I understand what you mean when you say "there are so many different view points.. on everything." However, I disagree that these viewpoints are ones that you should listen to and use. People can advise you how to live your life (like I am doing now I guess). There are a lot of viewpoints because everyone has their own personal experience and thoughts on what life is developed from those experiences. But what is right? Well, whatever YOU think is right. Only YOU have control over your life, your brain, your body, your mind, your soul, etc. There is no "wrong" way to live. Something is only "bad" if you think it is. Are your disappointments bringing you down, or are you better off having high hopes and don't care if they don't work out? I think most people would find a happy medium that works for them. I used to have high hopes, mostly with my life plans, but then I learned what I mentioned above. It's not like I am a pessimist now, I just don't expect anything to happen the way I planned it to anymore, and it works for me. I have become more emotionally detached to people in the past few years because I have a tendency to be transient and I don't know where I will be in the next year, 6 months, or even 2 months. Only change if you think you need to, do what works and what makes you happy.
A lot of things are silly and made up. Like the importance put onto what isn't important at all. And the illusion of safety and permanence. You are right that they are distractions, they exist to distract so most people don't have to think deep thoughts and so that they don't have to face LIFE. Toys and media distract the mind from what is really important so people can go through life with ease and convenience and the assurance that nothing will change or disrupt their "life". I will tell you the meaning of life is not in "things". The suburban lifestyle is full of things, and this is why people in suburbia are shallow, selfish, and uncaring towards anyone else. They have those "things" to superficially fulfill their lives, to try and fill the void that may otherwise be filled with compassion, spirituality, and whatnot. I think if you know that "things" are keeping you from any type of actual and real fulfillment, then you need to try as hard as you can to let go. I think people in suburbia are the way they are with their "things" in a way you mentioned - material things give you a sense of safety, and perhaps even an addiction. You can control your yard, your SUV, your shopping, your TV, and it's nice to have that control. But it leads to a monotony and blinding of what really matters in life. You already know the difference, you know the possibility of more fulfillment if you expel the distractions of the American life. I think most Americans do not, they are ignorant or apathetic. So you have the chance and time to change. What lifestyle do you really want? Do you think you will be happy in 10, 20, 50 years with the "things" you think make you safe? When I was a kid I liked having things, from toys to dumb nick-knacks. Totally useless. Now I see useless clutter as an obligation, something that holds me down rather than helps me out (I actually get anxiety when I clean and I realize how much stuff I have, all the stuff I have to deal with at some point in the future). The same can be said about tasks, like you mentioned, not just material items. Obligations and errands lead to a schedule, like I Have to do these things and I don't have any free time, what would I do with free time, I need to fill it up with something to do. That is another source of superficial life security.

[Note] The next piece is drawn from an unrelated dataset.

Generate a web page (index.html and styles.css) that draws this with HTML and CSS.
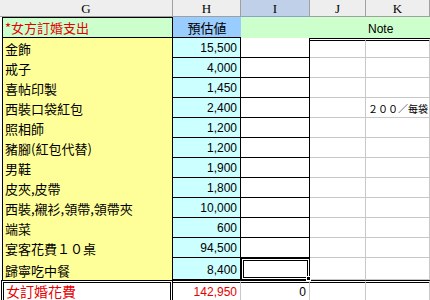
FILE: index.html
```html
<!DOCTYPE html>
<html>
<head>
<meta charset="utf-8">
<link rel="stylesheet" href="styles.css">
</head>
<body>
<div class="sheet">
  <div class="hd">G</div><div class="hd">H</div><div class="hd sel">I</div><div class="hd">J</div><div class="hd">K</div>

  <div class="gt">*女方訂婚支出</div><div class="ht">預估値</div><div class="nt">Note</div>

  <div class="gy">金飾</div><div class="hv">15,500</div><div class="iv first"></div><div class="c dbl"></div><div class="c dbl"></div>
  <div class="gy">戒子</div><div class="hv">4,000</div><div class="iv"></div><div class="c"></div><div class="c"></div>
  <div class="gy">喜帖印製</div><div class="hv">1,450</div><div class="iv"></div><div class="c"></div><div class="c"></div>
  <div class="gy">西裝口袋紅包</div><div class="hv">2,400</div><div class="iv"></div><div class="c"></div><div class="c note">２００／每袋</div>
  <div class="gy">照相師</div><div class="hv">1,200</div><div class="iv"></div><div class="c"></div><div class="c"></div>
  <div class="gy">豬腳(紅包代替)</div><div class="hv">1,200</div><div class="iv"></div><div class="c"></div><div class="c"></div>
  <div class="gy">男鞋</div><div class="hv">1,900</div><div class="iv"></div><div class="c"></div><div class="c"></div>
  <div class="gy">皮夾,皮帶</div><div class="hv">1,800</div><div class="iv"></div><div class="c"></div><div class="c"></div>
  <div class="gy">西裝,襯衫,領帶,領帶夾</div><div class="hv">10,000</div><div class="iv"></div><div class="c"></div><div class="c"></div>
  <div class="gy">端菜</div><div class="hv">600</div><div class="iv"></div><div class="c"></div><div class="c"></div>
  <div class="gy">宴客花費１０桌</div><div class="hv">94,500</div><div class="iv"></div><div class="c"></div><div class="c"></div>
  <div class="gy">歸寧吃中餐</div><div class="hv">8,400</div><div class="iv active"><span class="handle"></span></div><div class="c"></div><div class="c"></div>

  <div class="tot gtot">女訂婚花費</div><div class="tot num red">142,950</div><div class="tot num">0</div><div class="tot"></div><div class="tot"></div>
</div>
</body>
</html>
```
FILE: styles.css
```css
html, body {
  margin: 0;
  padding: 0;
  background: #ffffff;
}

.sheet {
  display: grid;
  grid-template-columns: 173px 68px 69px 56px 1fr;
  grid-template-rows: 17px 21px repeat(11, 20px) 22px 1fr;
  width: 430px;
  height: 300px;
  overflow: hidden;
  font-family: "Noto Sans CJK TC", "Noto Sans CJK JP", sans-serif;
  font-size: 13px;
  color: #000;
}

.sheet > div {
  box-sizing: border-box;
  min-width: 0;
  white-space: nowrap;
  overflow: hidden;
  display: flex;
  align-items: flex-end;
  line-height: 1;
  padding-bottom: 3px;
}

.hd {
  background: #eeeeee;
  border-right: 1px solid #a0a0a0;
  border-bottom: 1px solid #a0a0a0;
  justify-content: center;
  align-items: center !important;
  padding-bottom: 0 !important;
  font-family: "Liberation Serif", serif;
  font-size: 13px;
}

.hd.sel {
  background: #bfd0e8;
  border-bottom-color: #8aa4c8;
}

.gt {
  margin-left: 2px;
  background: #ccffcc;
  border: 1px solid #000;
  color: #e60000;
  padding-left: 2px;
}

.ht {
  background: #99ccff;
  border-bottom: 1px solid #000;
  justify-content: center;
}

.nt {
  grid-column: span 3;
  background: #ccffcc;
  padding-left: 127px;
  font-family: "Liberation Sans", sans-serif;
  font-size: 12px;
}

.gy {
  margin-left: 2px;
  background: #ffff99;
  border-left: 1px solid #000;
  border-right: 1px solid #000;
  padding-left: 2px;
}

.hv {
  background: #ccffff;
  border-right: 1px solid #000;
  border-bottom: 1px solid #000;
  justify-content: flex-end;
  padding-right: 3px;
  font-family: "Liberation Sans", sans-serif;
  font-size: 12px;
}

.iv {
  background: #fff;
  border-right: 1px solid #000;
  border-bottom: 1px solid #000;
}

.iv.active {
  position: relative;
  overflow: visible !important;
  border: 3px double #000;
}

.handle {
  position: absolute;
  right: -4px;
  bottom: -4px;
  width: 5px;
  height: 5px;
  box-sizing: border-box;
  background: #000;
  border: 1px solid #fff;
}

.c {
  border-right: 1px solid #c8c8c8;
  border-bottom: 1px solid #c8c8c8;
}

.c.dbl {
  border-top: 3px double #000;
}

.note {
  font-size: 10px;
  padding-left: 2px;
}

.tot {
  border-top: 3px double #000;
  border-right: 1px solid #c8c8c8;
  justify-content: flex-end;
  padding-right: 3px;
  padding-bottom: 2px !important;
  font-family: "Liberation Sans", sans-serif;
  font-size: 12px;
}

.gtot {
  margin-left: 1px;
  border-left: 3px double #000;
  border-right: 3px double #000;
  justify-content: flex-start;
  align-items: flex-start !important;
  padding-left: 2px;
  padding-top: 1px;
  padding-bottom: 0 !important;
  font-family: "Noto Sans CJK TC", sans-serif;
  font-size: 14px;
  color: #e60000;
}

.red {
  color: #e60000;
}
```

You are already missing out on the meaning of life! (Unless you meant by " i won't let them go, because i am too afraid. and i might miss out on the meaning of life." as in you might miss it because of the attachment of things. I will interpret it as you will miss out if you let go of the "things"). NOTHING IS PERMANENT! I think that is a very important truth to life that only a few humans know and remember. Sure, you feel safe now. But there could be a fire in your home tomorrow. You could slip and fall and break a leg. There could be a stock market crash next week. The Yellowstone super volcano could blow in a month. That feeling of safety is temporary and a total illusion (and may be a result of our society, but I will leave that discussion alone for now). Anything can happen at any time to spin your life around, so like things, plans are not always permanent either. It would be stupid to live your life in fear, but it is very smart to not have expectations that everything will be safe and secure. Just be prepared for the unpredictable. I think it is okay and imperative to continue making and living through plans, but keep it in the back of your mind that it all can change, and don't be disappointed if/when they do.
"i may not know who the hell i am. or what is important. or why i am here." Me either. If people, especially at our age, have the answer to those questions then they don't know ANYTHING! Perhaps it takes a lifetime to have those questions answered. Perhaps they are never answered (I think it would be interesting to ask someone in their 90's if they have found the answers :).).
"or if there is even a why or a reason for anything." There very well may not be. Sometimes I get into "existential crisis" mode where I think that I do not matter, what I do does not matter, and therefore living does not matter because in 4.5 billion years the sun will run out of energy and that's pretty much it for life on earth. I see there is an end to everything, so why even bother? Reality is that unless we are part of that 0.0000001% of the population that does change the history of the earth in monumental ways, who we are and what we do will eventually burn out. But that's no reason to forgo your time on Earth. There is a reason and why for everything when viewed from the micro, your own life and self, as opposed to the macro, the world and the future of all time. The reason and why just might be a little bit of life experience or a little lesson learned, it might just be a bit of entertainment and may have no more meaning than what it means in the present.
A good plan could just be to live, to be open to whatever happens, and to at least learn from if not enjoy your experiences :). In time you'll figure most of it out.